City of Aspen, DA probe underway into Red Brick embezzlement
The former director of the Red Brick Council for the Arts is under criminal investigation for bilking “what may be in excess of $150,000” from the nonprofit organization, the city of Aspen announced Thursday night.
Angela Marasco Callen, who worked for the council from 2013 to 2017, is the subject of a probe being conducted by the 9th Judicial District Attorney’s Office for mismanaging money through “unauthorized expenses from operating and non-operating bank accounts, yet specific details and exact numbers are still subject to investigation,” the city’s statement said.
Prior to the announcement, a meeting was held among City Manager Steve Barwick; Finance Director Don Taylor; Assistant City Manager Sara Ott; City Councilwoman Ann Mullins; Jackie Kasabach, who is board president of Red Brick Council for the Arts; and others, city spokeswoman Mitzi Rapkin said.
The talk concerned the release of information about the investigation, Rapkin said when reached Thursday night.
The announcement was a departure from the normal protocol by local government and law enforcement when it concerns ongoing investigations.
Rarely do they disclose information about pending probes, much less identify the suspect’s name.
However, Rapkin said because rumors were circulating about the nature of Callen’s departure, the city felt a need to be “transparent.”
“And we wanted to get our right facts out instead of rumors,” Rapkin said.
Sarah Oszczakiewicz, Aspen’s felony prosecutor, declined to comment Thursday evening. Assistant Police Chief Bill Linn said he didn’t know the statement had been sent out and also declined to comment.
A telephone message left with Callen was not immediately returned Thursday. According to her LinkedIn profile, she left the Red Brick in June. That’s the same time the city says the investigation began.
The Red Brick Council for the Arts board sent out a statement late Thursday that said the nonprofit is “greatly disappointed that such a wonderful community nonprofit has been compromised by the alleged actions of a former employee. Upon learning of the potential loss of funds and the suspected theft, our small nonprofit organization immediately instituted additional financial policies and procedures.”
Callen did not work for the city, which owns the Red Brick Center for the Arts building and leases the studio space to nonprofit art groups and individuals. The Red Brick Council for the Arts manages the Red Brick Center’s building and operations.
Because of the investigation, the city has seized control of the Red Brick’s operating and reserve accounts “and will now pay operating costs directly until a new agreement between the two entities can be arranged,” the city said, adding the agreement was mutual.
Callen wrote as part of her Red Brick job description on her LinkedIn page, a social-media platform geared toward business networking, that “as the executive director and only full-time employee, I am responsible for overseeing all aspects of the council’s operations, fundraising, programs, etc. and also responsible for managing the Red Brick Center itself.”

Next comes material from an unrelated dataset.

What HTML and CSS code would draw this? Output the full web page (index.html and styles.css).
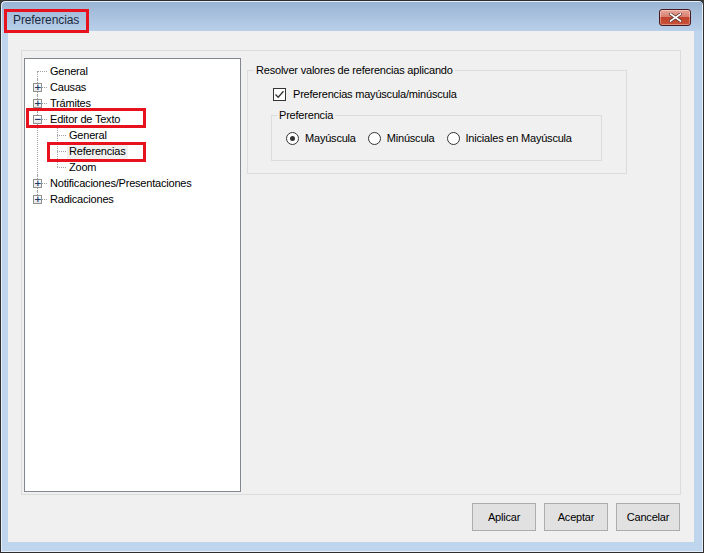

Callen currently serves as vice president for EasyBizStart in Aspen and owns and operates a consulting firm and snowboard outfitter firm.
Rapkin confirmed that the council fired Callen as a direct result of the suspect embezzlement activity, which the Red Brick board alerted the city about.
That led to the city and board’s hiring of accounting firm McMahan and Associates LLC to conduct a forensic audit of the nonprofit’s finances, the statement said. While $150,000 is the ballpark amount for what was embezzled, “specific details and exact numbers are still subject to investigation,” the city said.
Callen, who is originally from Pittsburgh and received her degree in civil engineering from Carnegie Mellon University, started at the Aspen nonprofit in 2013. She held other jobs in Aspen before moving to the Red Brick.
The theft activities are believed to have begun in June 2015.
“The funds allegedly misappropriated represent rent, taxpayer money, and some funds from the nonprofit that came from grants, earned income and donations,” the city said. “The city takes the criminal investigation very seriously.”
In the statement from the Red Brick, Kasabach wrote the center is “very concerned about this situation and (is) fully cooperating with the city and the DA’s office. We have enjoyed more than two decades of overseeing this amazing arts facility for the community. It is very important to us that we maintain the trust put in us by the community and the city.”
The Red Brick’s programming will “continue as usual,” the statement said.